L’heure est maintenant aux accusations et aux menaces. Ainsi, Idriss Deby Itno accuse plus que jamais son homologue soudanais Omar El-Bechir d’être le parrain de la rebellion.

Il rompt les relations diplomatiques avec ce mauvais voisin qui veut mettre le feu dans sa maison et menace de renvoyer les réfugiés soudanais du Darfour qui sont au Tchad en violation des accords internationaux. Mais il a dû battre en retraite sur ce dernier point sous la pression des Américains.

Du coup, l’on passe d’une crise Tchado-tchadienne à une crise soudano-tchadienne.

Pourtant, le 8 février 2006 à Tripoli, lors de la 6e session ordinaire des chefs d’Etat et de gouvernement de l’Union africaine, les deux pays qui s’accusent mutuellement de déstabilisation, ont signé un accord de paix sous l’égide du libyen Muhammar Khaddafi et en présence des présidents congolais, Denis Sassou Nguesso, François Bozizé de Centrafrique et Blaise Compaoré du Burkina Faso.

Le texte prévoyait "le rétablissement des relations (entre les deux pays), l’interdiction d’utiliser le territoire de l’un pour des activités hostiles contre l’autre et l’interdiction d’accueillir des rebelles des deux pays sur leurs territoires".

A l’issue de la rencontre, El Béchir déclarait que le Soudan respecterait l’accord et l’appliquerait sur le terrain pendant que pour Deby "cet accord allait permettre aux deux pays de renouer leurs relations" qui s’étaient sérieusement déteriorées.

A l’époque, nous écrivions dans notre édition du 10 février 2006, et sous cette même rubrique, que "l’accord n’engage que ceux qui ne l’ont pas signé".

Deux petits mois auront suffi pour nous donner raison. De fait, l’implication du Soudan dans cette rebellion tchadienne semble évidente au point que les Etats-Unis, en des termes à peine voilés, ont mis en garde le gouvernement de Khartoum.

D’ailleurs, ce pays n’est pas en odeur de sainteté auprès de l’administration Bush au sujet des massacres perpétrés par les milices au Darfour et aussi du fait que le Soudan a toujours été soupçonné d’être un refuge des combattants du réseau Al Qaïda de Oussama Ben Laden qui s’y serait caché pendant un moment.
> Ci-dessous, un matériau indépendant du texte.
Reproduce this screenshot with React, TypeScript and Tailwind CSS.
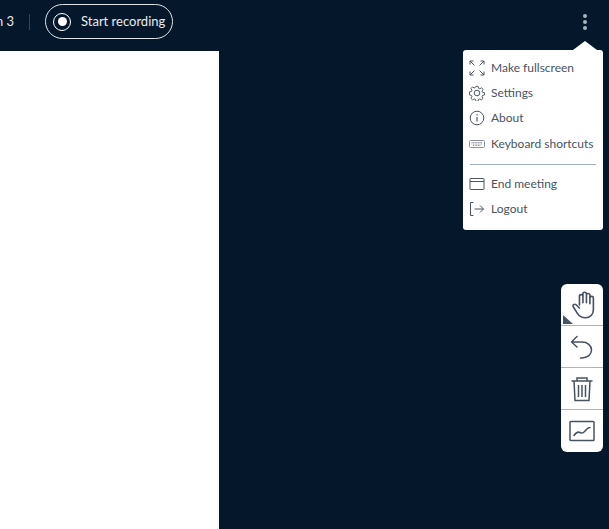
import React from 'react';

const menuTop = [
  { label: 'Make fullscreen', icon: <FullscreenIcon /> },
  { label: 'Settings', icon: <GearIcon /> },
  { label: 'About', icon: <InfoIcon /> },
];

const menuBottom = [
  { label: 'End meeting', icon: <WindowIcon /> },
  { label: 'Logout', icon: <LogoutIcon /> },
];

function FullscreenIcon() {
  return (
    <svg width="16" height="16" viewBox="0 0 16 16" fill="none" stroke="#4a5563" strokeWidth="1">
      <path d="M1 4.500V1H4.500M1 1L5.500 5.500M11.500 1H15V4.500M15 1L10.500 5.500M1 11.500V15H4.500M1 15L5.500 10.500M15 11.500V15H11.500M15 15L10.500 10.500" />
    </svg>
  );
}

function GearIcon() {
  return (
    <svg width="16" height="16" viewBox="0 0 16 16" fill="none" stroke="#4a5563" strokeWidth="1">
      <path d="M6.800 1h2.400l.4 2 1.400.6 1.700-1.100 1.700 1.700-1.100 1.700.6 1.400 2 .4v2.400l-2 .4-.6 1.400 1.100 1.700-1.700 1.700-1.700-1.100-1.400.6-.4 2H6.800l-.4-2-1.400-.6-1.700 1.100-1.700-1.700 1.100-1.700-.6-1.400-2-.4V6.800l2-.4.6-1.400-1.100-1.700 1.700-1.700 1.700 1.100 1.400-.6z" transform="translate(0.4 0.4) scale(0.95)" />
      <circle cx="8" cy="8" r="2.800" />
    </svg>
  );
}

function InfoIcon() {
  return (
    <svg width="16" height="16" viewBox="0 0 16 16" fill="none" stroke="#4a5563" strokeWidth="1">
      <circle cx="8" cy="8" r="6.800" />
      <path d="M8 7v4.500M8 4.200v1.300" strokeWidth="1.200" />
    </svg>
  );
}

function KeyboardIcon() {
  return (
    <svg width="16" height="16" viewBox="0 0 16 16" fill="none" stroke="#8a939d" strokeWidth="1">
      <rect x="0.500" y="4.500" width="15" height="7" rx="1" />
      <path d="M2.500 6.500h11M2.500 8h11M4 9.500h8" strokeDasharray="1 .6" />
    </svg>
  );
}

function WindowIcon() {
  return (
    <svg width="16" height="16" viewBox="0 0 16 16" fill="none" stroke="#4a5563" strokeWidth="1">
      <rect x="1" y="2.500" width="14" height="11" rx="0.500" />
      <path d="M1 5.500h14" />
    </svg>
  );
}

function LogoutIcon() {
  return (
    <svg width="16" height="16" viewBox="0 0 16 16" fill="none" stroke="#4a5563" strokeWidth="1">
      <path d="M4.500 1.500H1.500V14.500H4.500M5.500 8H14.500M11 4.500L14.500 8L11 11.500" />
    </svg>
  );
}

export default function App() {
  return (
    <div className="relative flex h-[529px] w-[609px] flex-col overflow-hidden bg-[#05182b] font-['Lato',sans-serif]">
      {/* Top bar */}
      <header className="flex h-[51px] shrink-0 items-start justify-between pr-[22px]">
        <div className="flex h-[43px] items-center">
          <span className="ml-[-30px] w-[42px] whitespace-nowrap text-right text-[13px] text-[#e3e7eb]">Room 3</span>
          <span className="ml-[17px] h-[16px] w-px bg-[#33475b]" />
          <button className="ml-[15px] flex h-[35px] w-[128px] items-center rounded-full border border-[#dfe4e9] pl-[7px] text-[13px] text-[#e8ebee]">
            <span className="flex h-[18px] w-[18px] items-center justify-center rounded-full border border-white">
              <span className="h-[9px] w-[9px] rounded-full bg-white" />
            </span>
            <span className="ml-[10px] whitespace-nowrap">Start recording</span>
          </button>
        </div>
        <div className="mt-[14px] flex flex-col gap-[2px]">
          <span className="h-[4px] w-[4px] rounded-full bg-[#a9b3bd]" />
          <span className="h-[4px] w-[4px] rounded-full bg-[#a9b3bd]" />
          <span className="h-[4px] w-[4px] rounded-full bg-[#a9b3bd]" />
        </div>
      </header>

      {/* Whiteboard */}
      <main className="w-[219px] flex-1 bg-white" />

      {/* Overflow menu */}
      <div className="absolute left-[463px] top-[50px] w-[140px] rounded-[3px] bg-white pb-[9px] pt-[5px] text-[12px] text-[#48535f]">
        <div className="absolute right-[6px] top-[-9px] h-0 w-0 border-x-[12px] border-b-[9px] border-x-transparent border-b-white" />
        {menuTop.map((item) => (
          <div key={item.label} className="flex h-[25px] items-center pl-[6px]">
            <span className="flex w-[16px] justify-center">{item.icon}</span>
            <span className="ml-[6px] whitespace-nowrap">{item.label}</span>
          </div>
        ))}
        <div className="mt-px flex h-[25px] items-center pl-[6px]">
          <span className="flex w-[16px] justify-center"><KeyboardIcon /></span>
          <span className="ml-[6px] whitespace-nowrap">Keyboard shortcuts</span>
        </div>
        <div className="mx-[7px] mb-[6px] mt-[8px] h-px bg-[#9fb0bb]" />
        {menuBottom.map((item) => (
          <div key={item.label} className="flex h-[25px] items-center pl-[6px]">
            <span className="flex w-[16px] justify-center">{item.icon}</span>
            <span className="ml-[6px] whitespace-nowrap">{item.label}</span>
          </div>
        ))}
      </div>

      {/* Tool strip */}
      <div className="absolute left-[561px] top-[284px] flex w-[42px] flex-col overflow-hidden rounded-[6px] bg-white">
        <div className="relative flex h-[42px] items-center justify-center border-b border-[#a9b5bf]">
          <svg className="ml-[2px]" width="23" height="28" viewBox="1 1 18.500 24" preserveAspectRatio="none" fill="none" stroke="#465260" strokeWidth="1.300" strokeLinecap="round" strokeLinejoin="round">
            <path d="M7 13V5.500a1.400 1.400 0 0 1 2.800 0V11M9.800 11V3.500a1.400 1.400 0 0 1 2.800 0V11M12.600 11V4.500a1.400 1.400 0 0 1 2.800 0V12M15.400 12V7a1.400 1.400 0 0 1 2.800 0V17c0 4-2.500 7-6.500 7-3.500 0-5-1.500-6.500-4L2 14.500c-.8-1.500 1-2.800 2.300-1.700L7 15.500" />
          </svg>
          <div className="absolute bottom-[1px] left-[2px] h-0 w-0 border-b-[9px] border-r-[10px] border-b-[#465260] border-r-transparent" />
        </div>
        <div className="flex h-[42px] items-center justify-center border-b border-[#a9b5bf]">
          <svg width="26" height="26" viewBox="0 0 26 26" fill="none" stroke="#465260" strokeWidth="1.500" strokeLinecap="round" strokeLinejoin="round">
            <path d="M8 2.500L2.500 8L8 13M2.500 8H13c5.500 0 9.500 3.500 9.500 8s-4 8-9.500 8h-1.500" />
          </svg>
        </div>
        <div className="flex h-[42px] items-center justify-center border-b border-[#a9b5bf]">
          <svg width="24" height="26" viewBox="0 0 24 26" fill="none" stroke="#465260" strokeWidth="1.500">
            <path d="M1.500 5H22.500M7 5V2H17V5M4 5L5 24.500H19L20 5M8.500 9V21M12 9V21M15.500 9V21" />
          </svg>
        </div>
        <div className="flex h-[42px] items-center justify-center">
          <svg width="26" height="22" viewBox="0 0 26 22" fill="none" stroke="#465260" strokeWidth="1.500">
            <rect x="1" y="1.500" width="24" height="19" rx="0.800" />
            <path d="M5 15.500C7 12.500 9 11.500 11 12.500S14 13.500 16 11S19 7.500 21 7.500" strokeLinecap="round" />
          </svg>
        </div>
      </div>
    </div>
  );
}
Deby, on le sait, n’est pas un modèle achevé de démocrate si vous nous permettez cet euphémisme et Omar El Béchir encore moins. Alors, quand deux despotes se croient, il ne peut y avoir que des étincelles. Et tout se passe comme le Soudanais voulait exporter la double guerre qu’il y a chez (au Sud en voie d’extinction et au Darfour) et distraire en même temps ses propres populations et la communauté internationale.
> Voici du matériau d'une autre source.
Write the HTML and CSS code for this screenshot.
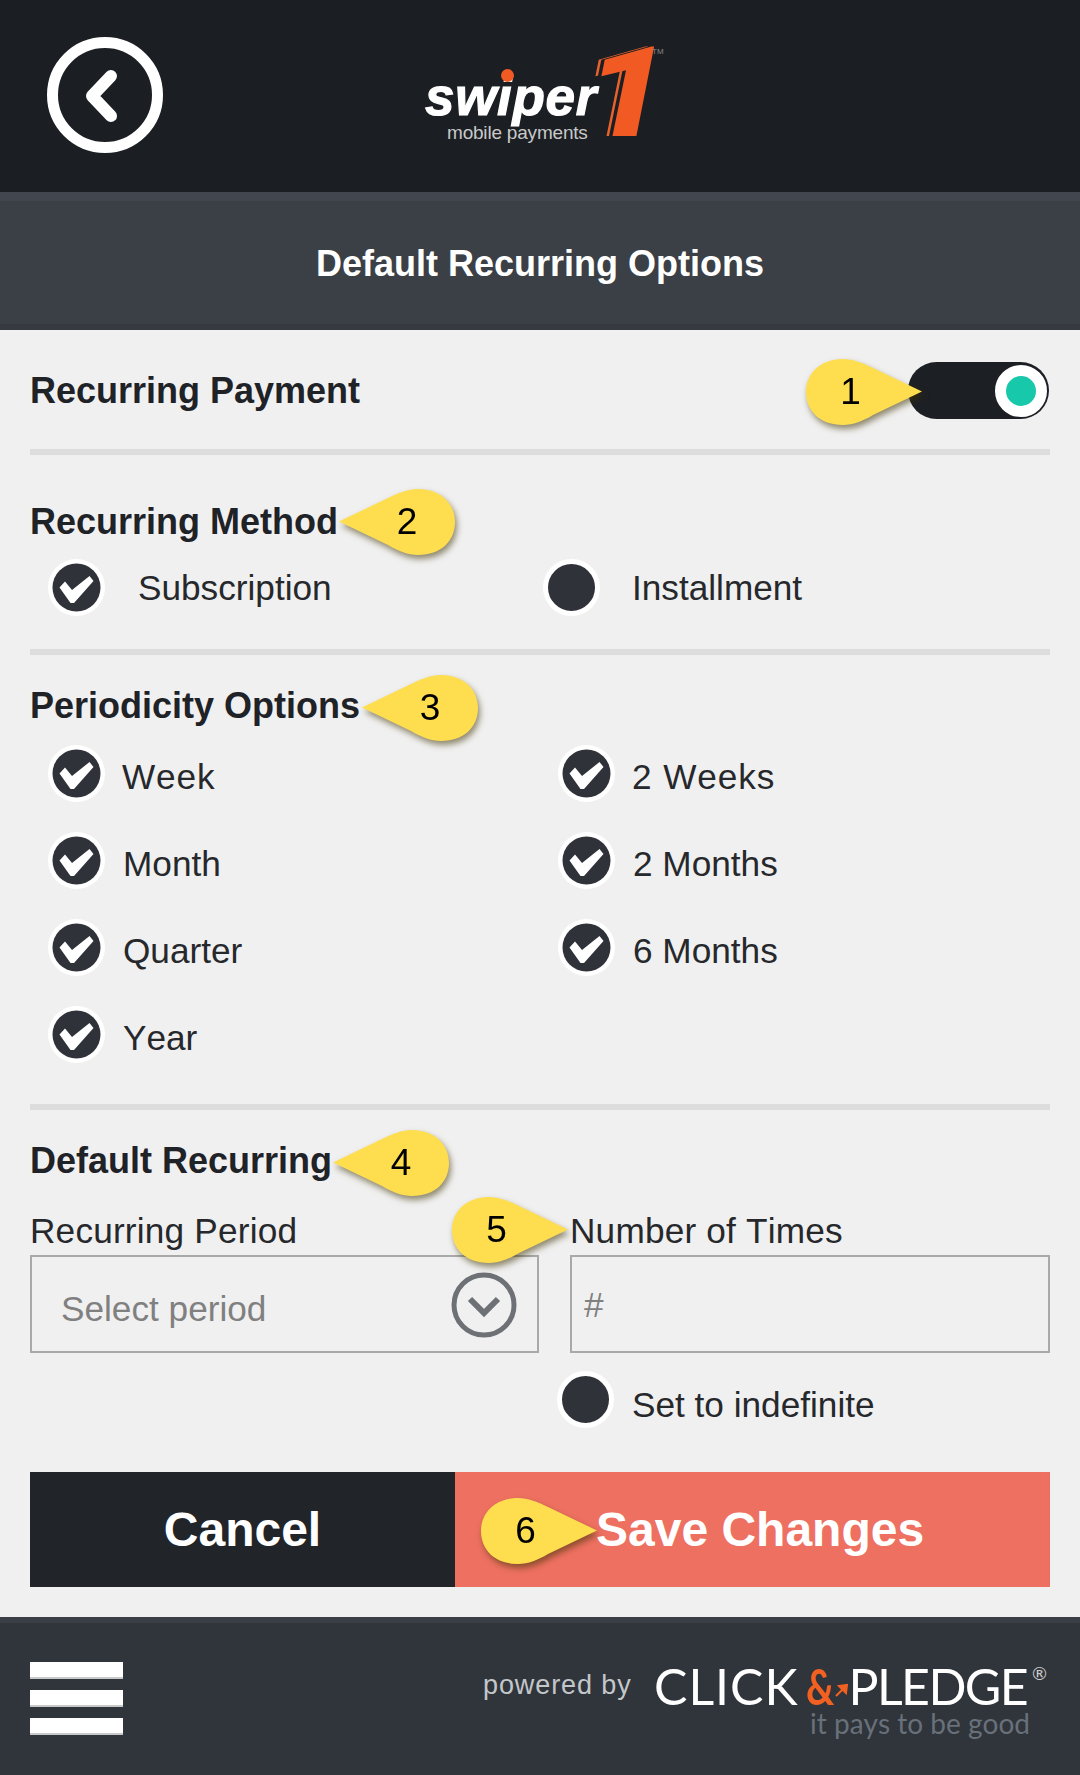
FILE: index.html
```html
<!DOCTYPE html>
<html lang="en">
<head>
<meta charset="utf-8">
<title>Default Recurring Options</title>
<link rel="stylesheet" href="styles.css">
</head>
<body>
<svg class="sprite" aria-hidden="true">
  <symbol id="check" viewBox="0 0 57 57">
    <circle cx="28.5" cy="28.5" r="28.5" fill="#fff"/>
    <circle cx="28.5" cy="28.5" r="24" fill="#2f3339"/>
    <path d="M11.5 28.5 L17 22.5 L24 31 L41.5 17 L45.5 22 L26 44 L22.5 44 Z" fill="#fff"/>
  </symbol>
  <symbol id="drop" viewBox="0 0 118 68" preserveAspectRatio="none">
    <path d="M117 33.5 L68 10 C58 5 48 1 38 1 C15 1 1 16 1 34 C1 53 15 67 38 67 C48 67 58 63 68 57 Z"/>
  </symbol>
</svg>
<div class="page">
  <header class="topbar">
    <svg class="back" viewBox="0 0 116 116">
      <circle cx="58" cy="58" r="52.5" fill="none" stroke="#fff" stroke-width="11"/>
      <path d="M64 39 L45 59 L64 79" fill="none" stroke="#fff" stroke-width="12" stroke-linecap="round" stroke-linejoin="round"/>
    </svg>
    <div class="logo">
      <div class="logo-words">
        <span class="logo-swiper">swiper</span>
        <span class="logo-sub">mobile payments</span>
      </div>
      <span class="logo-one">1</span>
      <span class="logo-tm">TM</span>
      <span class="logo-dot"></span>
    </div>
  </header>
  <div class="titlebar"><h1>Default Recurring Options</h1></div>

  <main class="content">
    <section class="sec sec-payment">
      <h2>Recurring Payment</h2>
      <div class="toggle"><span class="knob"></span></div>
    </section>

    <section class="sec sec-method">
      <h2>Recurring Method</h2>
      <div class="method-row">
        <div class="opt opt-a"><svg class="tick"><use href="#check"/></svg><span>Subscription</span></div>
        <div class="opt opt-b"><span class="radio"></span><span>Installment</span></div>
      </div>
    </section>

    <section class="sec sec-period">
      <h2>Periodicity Options</h2>
      <div class="period-grid">
        <div class="popt"><svg class="tick"><use href="#check"/></svg><span class="wide">Week</span></div>
        <div class="popt"><svg class="tick"><use href="#check"/></svg><span class="wide">2 Weeks</span></div>
        <div class="popt"><svg class="tick"><use href="#check"/></svg><span>Month</span></div>
        <div class="popt"><svg class="tick"><use href="#check"/></svg><span>2 Months</span></div>
        <div class="popt"><svg class="tick"><use href="#check"/></svg><span>Quarter</span></div>
        <div class="popt"><svg class="tick"><use href="#check"/></svg><span>6 Months</span></div>
        <div class="popt"><svg class="tick"><use href="#check"/></svg><span>Year</span></div>
      </div>
    </section>

    <section class="sec-default">
      <h2>Default Recurring</h2>
      <div class="fields">
        <div>
          <div class="field-label">Recurring Period</div>
          <div class="box box-select">
            <span>Select period</span>
            <svg class="caret" viewBox="0 0 66 66">
              <circle cx="33" cy="33" r="30" fill="none" stroke="#6d7074" stroke-width="5"/>
              <path d="M19 27 L33 41 L47 27" fill="none" stroke="#6d7074" stroke-width="6"/>
            </svg>
          </div>
        </div>
        <div>
          <div class="field-label">Number of Times</div>
          <div class="box box-input"><span>#</span></div>
          <div class="indef"><span class="radio"></span><span>Set to indefinite</span></div>
        </div>
      </div>
      <div class="actions">
        <div class="btn btn-cancel">Cancel</div>
        <div class="btn btn-save">Save Changes</div>
      </div>
    </section>
  </main>

  <footer class="footer">
    <div class="burger"><span></span><span></span><span></span></div>
    <div class="brand">
      <span class="powered">powered by</span>
      <div class="cp">
        <div class="cp-line">
          <span class="cp-click">CLICK</span>
          <span class="cp-amp">&amp;</span>
          <span>PLEDGE</span>
          <span class="cp-reg">®</span>
          <svg class="cp-arrow" viewBox="0 0 14 14"><path d="M1 13 L9 5 M4 3 L12 2 L11 10 Z" fill="#f26122" stroke="#f26122" stroke-width="2"/></svg>
        </div>
        <div class="cp-tag">it pays to be good</div>
      </div>
    </div>
  </footer>

  <div class="callout c1"><svg><use href="#drop"/></svg><b>1</b></div>
  <div class="callout flip c2"><svg><use href="#drop"/></svg><b>2</b></div>
  <div class="callout flip c3"><svg><use href="#drop"/></svg><b>3</b></div>
  <div class="callout flip c4"><svg><use href="#drop"/></svg><b>4</b></div>
  <div class="callout c5"><svg><use href="#drop"/></svg><b>5</b></div>
  <div class="callout c6"><svg><use href="#drop"/></svg><b>6</b></div>
</div>
</body>
</html>
```
FILE: styles.css
```css
* { box-sizing: border-box; }
html, body { margin: 0; padding: 0; }
body { font-family: "Liberation Sans", Arial, sans-serif; color: #26282c; background: #f0f0f0; font-kerning: none; }
.sprite { position: absolute; width: 0; height: 0; }
.page { position: relative; width: 1080px; height: 1775px; overflow: hidden; background: #f0f0f0; }

h1, h2 { margin: 0; font-size: 36px; line-height: 40px; font-weight: 700; color: #1f2226; }

.topbar { height: 192px; background: #1b1e23; display: flex; padding: 37px 0 0 47px; }
.back { width: 116px; height: 116px; flex: none; }
.logo { position: relative; margin: 10px 0 0 262px; width: 240px; height: 92px; display: flex; }
.logo-words { display: flex; flex-direction: column; width: 168px; }
.logo-swiper { font-size: 53px; line-height: 44px; margin-top: 28px; font-weight: 700; font-style: italic; color: #fff; letter-spacing: 0.7px; -webkit-text-stroke: 1.2px #fff; }
.logo-sub { font-size: 19px; line-height: 20px; color: #c9c9c9; margin: 4px 0 0 22px; letter-spacing: -0.2px; white-space: nowrap; }
.logo-one { font-family: Roboto, sans-serif; font-size: 126px; line-height: 92px; font-weight: 900; font-style: italic; color: #f15a22; margin-left: -8px; transform: scaleX(1.18); transform-origin: left center; text-shadow: -3px 0 #1b1e23, -5px 0 #e8622c; }
.logo-tm { position: absolute; left: 227px; top: 0; font-size: 8px; color: #888; }
.logo-dot { position: absolute; left: 76px; top: 22px; width: 13px; height: 13px; border-radius: 50%; background: #f15a22; }

.titlebar { height: 138px; background: #3b3f46; border-top: 9px solid #42464e; border-bottom: 6px solid #363a40; display: flex; justify-content: center; padding-top: 43px; color: #fff; }
.titlebar h1 { color: #fff; }

.content { height: 1287px; padding: 0 30px; }
.sec { border-bottom: 6px solid #dddddd; }
.sec-payment { height: 125px; display: flex; justify-content: space-between; align-items: center; padding: 2px 0 0; }
.toggle { width: 141px; height: 57px; margin-right: 1px; border-radius: 29px; background: #1c1f24; display: flex; justify-content: flex-end; align-items: center; padding-right: 2px; }
.knob { width: 52px; height: 52px; border-radius: 50%; background: #18c8aa; border: 11px solid #fff; }

.sec-method { height: 200px; padding-top: 47px; }
.method-row { display: flex; padding: 17px 0 0 18px; font-size: 35.2px; line-height: 40px; }
.opt { display: flex; align-items: center; }
.opt-a { width: 495px; gap: 33px; }
.opt-b { gap: 32px; }
.tick { width: 57px; height: 57px; flex: none; display: block; }
.radio { width: 57px; height: 57px; flex: none; border-radius: 50%; background: #2f3339; border: 5px solid #fff; }

.sec-period { height: 455px; padding-top: 31px; }
.period-grid { display: grid; grid-template-columns: 510px 1fr; grid-auto-rows: 87px; padding: 4px 0 0 18px; font-size: 35.2px; line-height: 40px; }
.popt { display: flex; align-items: center; gap: 18px; }
.popt span { padding-top: 7px; }
.popt .wide { letter-spacing: 0.9px; margin-left: -1px; }

.sec-default { padding-top: 31px; }
.fields { display: grid; grid-template-columns: 509px 480px; column-gap: 31px; margin-top: 30px; }
.field-label { font-size: 35.2px; line-height: 40px; margin-bottom: 4px; letter-spacing: 0.2px; }
.box { height: 98px; border: 2px solid #a9a9a9; font-size: 35.2px; line-height: 40px; color: #808080; display: flex; align-items: center; letter-spacing: 0; }
.box-select { justify-content: space-between; padding: 9px 20px 0 29px; }
.caret { width: 66px; height: 66px; margin-top: -7px; flex: none; }
.box-input { padding: 0 0 0 12px; }
.box-input span { margin-top: 1px; }
.indef { display: flex; align-items: center; gap: 18px; margin: 18px 0 0 -13px; font-size: 35.2px; line-height: 40px; }
.indef span:last-child { padding-top: 10px; }
.actions { display: flex; margin-top: 44px; height: 115px; }
.btn { font-size: 48px; font-weight: 700; color: #fff; display: flex; align-items: center; line-height: 56px; }
.btn-cancel { width: 425px; background: #212428; justify-content: center; }
.btn-save { width: 595px; background: #ee7061; padding-left: 141px; }

.footer { height: 158px; background: #30343b; border-top: 6px solid #3a3f46; display: flex; justify-content: space-between; padding: 39px 0 0 30px; }
.burger { width: 93px; display: flex; flex-direction: column; gap: 11px; }
.burger span { height: 17px; background: #fff; box-shadow: inset 0 -2px 0 #c8c8c8; }
.brand { display: flex; padding-right: 50px; margin-top: 1px; }
.powered { font-size: 27px; line-height: 32px; color: #c4c7ca; margin-top: 6px; white-space: nowrap; width: 171px; letter-spacing: 0.9px; }
.cp { width: 376px; }
.cp-line { display: flex; position: relative; font-family: Lato, sans-serif; font-size: 50px; line-height: 46px; color: #fff; letter-spacing: -1.6px; white-space: nowrap; }
.cp-click { letter-spacing: 1px; margin-right: 7px; }
.cp-amp { width: 43px; color: #f26122; font-weight: 700; display: block; transform: scaleX(.78); transform-origin: left center; }
.cp-reg { position: absolute; left: 378px; top: 2px; font-size: 18px; line-height: 16px; letter-spacing: 0; color: #ccc; }
.cp-arrow { position: absolute; left: 181px; top: 20px; width: 14px; height: 14px; }
.cp-tag { font-family: Lato, sans-serif; font-size: 28px; line-height: 30px; color: #68707a; margin-top: -1px; white-space: nowrap; text-align: right; }

.callout { position: absolute; width: 118px; height: 68px; display: flex; align-items: center; justify-content: center; filter: drop-shadow(2px 4px 3px rgba(60,50,0,.55)); }
.callout svg { position: absolute; inset: 0; width: 100%; height: 100%; fill: #fede4f; }
.callout.flip svg { transform: scaleX(-1); }
.callout b { position: relative; font-weight: 400; font-size: 37px; line-height: 40px; color: #000; padding-right: 27px; }
.callout.flip b { padding: 0 0 0 20px; }
.c1 { left: 805px; top: 358px; }
.c2 { left: 338px; top: 488px; }
.c3 { left: 361px; top: 674px; }
.c4 { left: 332px; top: 1129px; }
.c5 { left: 451px; top: 1196px; }
.c6 { left: 480px; top: 1497px; }
```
Pendans ce temps Idriss Deby, fait comme s’il n’y avait rien puisqu’il maintient la date de la présidentielle au 3 mai 2006. Or, c’est justement ces situations politiques non résolues qui conduisent aux conflits.

Si le régime au Tchad est acculé par des rebelles, c’est lié en grande partie à la mal gouvernance économique et politique qui a culminé avec la modification de la Constitution pour permettre à l’homme fort de N’Djamena rester scotcher à son fauteuil. Ainsi, les pouvoirs africains ont en eux, les germes de leur propre crise, sous le regard de la France qui a toujours adopté une attitude ambiguë.

Voici qu’à nouveau elle nie toute implication tout en indiquant que son rôle a consisté "seulement" à faire du renseignement. Or, pour gagner une guerre, il faut un service de renseignements efficace justement et il n’y a pas meilleure implication que de survoler les positions rebelles pour en informer les troupes loyalistes, tirant au passage des "coups de semonce" pour dire à la rebellion de ne pas s’en prendre aux ressortissants français.

Paris doit savoir manœuvrer pour ne pas filer du mauvais coton comme depuis 3 ans au pays d’Houphouët Boigny ou pire, le Rwanda il y a plus d’une décennie. Car, ce conflit est loin d’être terminé surtout avec des élections débridées qui se profilent à l’horizon.